== What the exercise asks ==
Collect each line holding the string "React".

== Data section ==
□ □ □ □ □ □ □

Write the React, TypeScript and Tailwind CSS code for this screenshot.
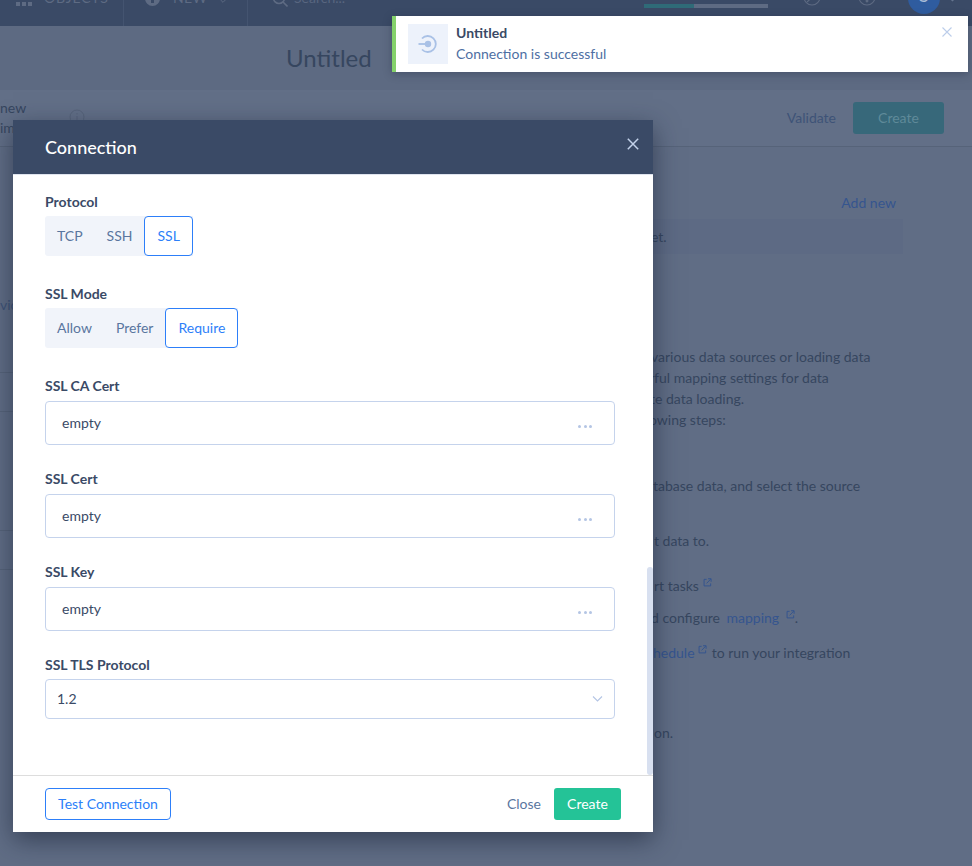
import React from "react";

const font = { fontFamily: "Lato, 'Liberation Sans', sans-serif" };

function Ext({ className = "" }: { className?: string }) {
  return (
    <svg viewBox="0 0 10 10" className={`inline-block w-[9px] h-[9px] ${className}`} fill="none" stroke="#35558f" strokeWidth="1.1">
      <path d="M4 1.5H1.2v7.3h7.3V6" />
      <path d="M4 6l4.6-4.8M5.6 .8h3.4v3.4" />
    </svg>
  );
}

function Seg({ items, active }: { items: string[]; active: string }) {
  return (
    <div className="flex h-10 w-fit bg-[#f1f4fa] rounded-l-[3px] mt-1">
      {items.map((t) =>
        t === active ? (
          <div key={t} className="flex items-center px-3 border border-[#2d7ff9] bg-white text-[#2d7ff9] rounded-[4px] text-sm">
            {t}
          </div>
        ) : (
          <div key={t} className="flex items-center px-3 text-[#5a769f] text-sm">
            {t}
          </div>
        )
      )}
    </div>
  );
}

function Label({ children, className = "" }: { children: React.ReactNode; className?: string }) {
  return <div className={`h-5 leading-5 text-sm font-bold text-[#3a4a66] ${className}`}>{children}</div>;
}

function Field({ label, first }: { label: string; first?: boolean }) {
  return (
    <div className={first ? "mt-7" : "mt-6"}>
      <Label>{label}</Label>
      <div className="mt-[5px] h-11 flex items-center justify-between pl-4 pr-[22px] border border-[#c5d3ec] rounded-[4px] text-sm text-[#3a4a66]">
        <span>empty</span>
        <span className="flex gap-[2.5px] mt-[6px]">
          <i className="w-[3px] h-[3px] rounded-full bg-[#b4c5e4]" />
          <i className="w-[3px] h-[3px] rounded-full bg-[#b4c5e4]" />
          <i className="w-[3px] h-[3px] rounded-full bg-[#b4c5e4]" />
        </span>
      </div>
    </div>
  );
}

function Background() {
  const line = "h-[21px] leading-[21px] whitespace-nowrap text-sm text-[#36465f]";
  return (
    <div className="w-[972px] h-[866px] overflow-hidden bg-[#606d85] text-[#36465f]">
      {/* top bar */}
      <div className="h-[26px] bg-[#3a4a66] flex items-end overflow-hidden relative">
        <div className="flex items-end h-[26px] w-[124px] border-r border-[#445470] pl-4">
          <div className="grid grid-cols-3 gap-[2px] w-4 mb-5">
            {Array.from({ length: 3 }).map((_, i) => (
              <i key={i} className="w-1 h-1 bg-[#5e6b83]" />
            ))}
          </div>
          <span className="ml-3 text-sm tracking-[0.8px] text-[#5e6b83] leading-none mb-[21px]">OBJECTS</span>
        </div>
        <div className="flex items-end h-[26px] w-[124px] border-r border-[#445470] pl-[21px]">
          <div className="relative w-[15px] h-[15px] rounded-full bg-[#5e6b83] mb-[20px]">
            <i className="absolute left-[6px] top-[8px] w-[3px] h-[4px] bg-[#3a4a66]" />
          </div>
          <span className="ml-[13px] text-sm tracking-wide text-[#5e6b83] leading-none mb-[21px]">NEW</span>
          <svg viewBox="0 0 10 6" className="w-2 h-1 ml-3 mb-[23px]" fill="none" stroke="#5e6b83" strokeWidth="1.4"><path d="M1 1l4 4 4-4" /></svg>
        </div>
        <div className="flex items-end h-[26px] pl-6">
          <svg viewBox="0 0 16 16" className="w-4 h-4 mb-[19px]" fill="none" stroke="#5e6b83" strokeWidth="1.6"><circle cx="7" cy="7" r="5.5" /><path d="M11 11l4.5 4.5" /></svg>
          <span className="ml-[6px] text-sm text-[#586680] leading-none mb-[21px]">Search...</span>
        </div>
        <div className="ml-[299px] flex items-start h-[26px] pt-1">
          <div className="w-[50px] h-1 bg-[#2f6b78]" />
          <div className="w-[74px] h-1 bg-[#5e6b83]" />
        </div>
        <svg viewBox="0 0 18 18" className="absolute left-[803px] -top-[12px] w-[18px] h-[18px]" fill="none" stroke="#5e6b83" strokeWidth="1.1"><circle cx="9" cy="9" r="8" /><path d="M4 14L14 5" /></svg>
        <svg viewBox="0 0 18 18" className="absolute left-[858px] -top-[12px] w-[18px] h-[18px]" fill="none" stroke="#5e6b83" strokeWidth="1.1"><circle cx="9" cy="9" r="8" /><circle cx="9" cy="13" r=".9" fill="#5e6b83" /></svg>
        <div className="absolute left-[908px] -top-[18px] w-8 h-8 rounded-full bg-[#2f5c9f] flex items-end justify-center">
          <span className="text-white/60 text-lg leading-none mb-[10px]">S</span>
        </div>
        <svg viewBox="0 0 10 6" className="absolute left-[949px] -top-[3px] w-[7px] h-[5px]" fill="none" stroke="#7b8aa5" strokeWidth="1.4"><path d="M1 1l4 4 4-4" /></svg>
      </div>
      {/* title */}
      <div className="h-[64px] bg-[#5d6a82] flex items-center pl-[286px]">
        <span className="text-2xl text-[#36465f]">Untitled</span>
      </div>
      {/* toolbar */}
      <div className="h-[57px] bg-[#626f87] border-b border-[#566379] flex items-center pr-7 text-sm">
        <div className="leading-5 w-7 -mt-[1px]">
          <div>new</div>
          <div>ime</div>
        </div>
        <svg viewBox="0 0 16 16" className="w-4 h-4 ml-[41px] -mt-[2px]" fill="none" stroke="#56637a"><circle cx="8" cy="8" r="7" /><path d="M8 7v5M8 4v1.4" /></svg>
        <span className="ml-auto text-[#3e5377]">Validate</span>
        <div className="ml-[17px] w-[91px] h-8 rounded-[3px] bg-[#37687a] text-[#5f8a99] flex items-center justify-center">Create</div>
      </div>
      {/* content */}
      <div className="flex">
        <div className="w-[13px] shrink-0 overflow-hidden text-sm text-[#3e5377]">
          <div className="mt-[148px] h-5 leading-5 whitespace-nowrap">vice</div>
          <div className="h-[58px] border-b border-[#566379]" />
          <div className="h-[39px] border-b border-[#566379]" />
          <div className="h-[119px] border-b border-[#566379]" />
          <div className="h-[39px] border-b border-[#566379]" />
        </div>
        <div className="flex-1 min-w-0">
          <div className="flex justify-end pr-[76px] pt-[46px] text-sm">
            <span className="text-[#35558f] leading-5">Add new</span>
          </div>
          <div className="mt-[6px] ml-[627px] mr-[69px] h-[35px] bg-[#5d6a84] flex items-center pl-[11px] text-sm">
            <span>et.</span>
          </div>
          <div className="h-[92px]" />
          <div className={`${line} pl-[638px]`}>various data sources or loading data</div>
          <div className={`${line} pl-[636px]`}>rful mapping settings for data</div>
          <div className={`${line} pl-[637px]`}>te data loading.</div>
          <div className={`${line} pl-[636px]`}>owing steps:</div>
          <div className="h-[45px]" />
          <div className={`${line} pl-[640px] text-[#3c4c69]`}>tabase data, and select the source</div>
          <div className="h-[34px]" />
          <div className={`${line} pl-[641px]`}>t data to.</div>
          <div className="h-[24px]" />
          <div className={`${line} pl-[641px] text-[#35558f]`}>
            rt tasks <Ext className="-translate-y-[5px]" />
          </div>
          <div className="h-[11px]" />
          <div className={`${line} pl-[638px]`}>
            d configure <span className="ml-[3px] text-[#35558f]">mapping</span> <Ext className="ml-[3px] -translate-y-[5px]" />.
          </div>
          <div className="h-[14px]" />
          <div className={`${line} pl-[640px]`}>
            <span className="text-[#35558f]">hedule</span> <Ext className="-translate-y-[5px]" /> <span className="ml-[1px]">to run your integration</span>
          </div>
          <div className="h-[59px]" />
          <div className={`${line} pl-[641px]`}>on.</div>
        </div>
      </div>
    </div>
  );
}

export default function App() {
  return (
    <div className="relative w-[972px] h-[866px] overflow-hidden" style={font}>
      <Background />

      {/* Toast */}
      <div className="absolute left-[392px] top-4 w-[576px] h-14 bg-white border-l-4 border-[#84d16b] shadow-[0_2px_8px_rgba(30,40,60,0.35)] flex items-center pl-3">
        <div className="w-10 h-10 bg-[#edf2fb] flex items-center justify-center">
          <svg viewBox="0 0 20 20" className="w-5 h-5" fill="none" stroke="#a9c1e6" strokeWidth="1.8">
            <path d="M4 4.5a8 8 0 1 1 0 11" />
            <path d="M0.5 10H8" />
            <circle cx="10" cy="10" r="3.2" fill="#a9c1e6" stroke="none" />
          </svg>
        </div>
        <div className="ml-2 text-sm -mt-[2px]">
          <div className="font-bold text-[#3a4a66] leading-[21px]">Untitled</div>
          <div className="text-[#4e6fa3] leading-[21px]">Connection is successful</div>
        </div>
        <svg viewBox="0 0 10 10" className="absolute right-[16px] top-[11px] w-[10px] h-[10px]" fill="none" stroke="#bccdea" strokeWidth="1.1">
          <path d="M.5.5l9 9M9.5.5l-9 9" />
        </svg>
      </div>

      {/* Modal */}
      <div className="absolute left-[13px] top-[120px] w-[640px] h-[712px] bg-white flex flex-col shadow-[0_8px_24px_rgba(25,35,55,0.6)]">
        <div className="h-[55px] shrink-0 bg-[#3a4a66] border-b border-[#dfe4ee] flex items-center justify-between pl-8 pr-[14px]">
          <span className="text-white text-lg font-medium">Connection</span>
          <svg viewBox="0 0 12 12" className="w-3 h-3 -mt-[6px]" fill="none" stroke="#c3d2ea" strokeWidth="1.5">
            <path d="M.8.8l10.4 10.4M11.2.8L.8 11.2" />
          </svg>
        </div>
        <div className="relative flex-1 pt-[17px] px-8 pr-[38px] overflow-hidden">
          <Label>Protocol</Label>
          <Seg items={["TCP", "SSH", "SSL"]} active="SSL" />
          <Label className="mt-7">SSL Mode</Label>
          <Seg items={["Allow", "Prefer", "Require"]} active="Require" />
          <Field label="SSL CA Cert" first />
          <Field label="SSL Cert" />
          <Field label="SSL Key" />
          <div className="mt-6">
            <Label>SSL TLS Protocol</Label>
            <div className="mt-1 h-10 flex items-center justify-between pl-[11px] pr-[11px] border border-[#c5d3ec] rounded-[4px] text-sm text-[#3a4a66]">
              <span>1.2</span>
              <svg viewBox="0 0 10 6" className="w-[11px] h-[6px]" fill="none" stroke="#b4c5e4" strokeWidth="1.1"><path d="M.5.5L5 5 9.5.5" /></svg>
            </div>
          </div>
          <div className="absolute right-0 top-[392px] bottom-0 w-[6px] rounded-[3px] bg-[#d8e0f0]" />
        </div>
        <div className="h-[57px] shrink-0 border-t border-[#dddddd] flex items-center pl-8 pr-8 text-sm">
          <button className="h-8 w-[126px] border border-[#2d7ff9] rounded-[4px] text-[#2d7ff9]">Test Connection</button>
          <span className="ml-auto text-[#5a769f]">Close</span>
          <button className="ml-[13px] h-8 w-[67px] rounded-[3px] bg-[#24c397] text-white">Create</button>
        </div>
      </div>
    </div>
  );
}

□ □ □ □ □ □ □

== Exercise result ==
Write the React, TypeScript and Tailwind CSS code for this screenshot.
import React from "react";
function Label({ children, className = "" }: { children: React.ReactNode; className?: string }) {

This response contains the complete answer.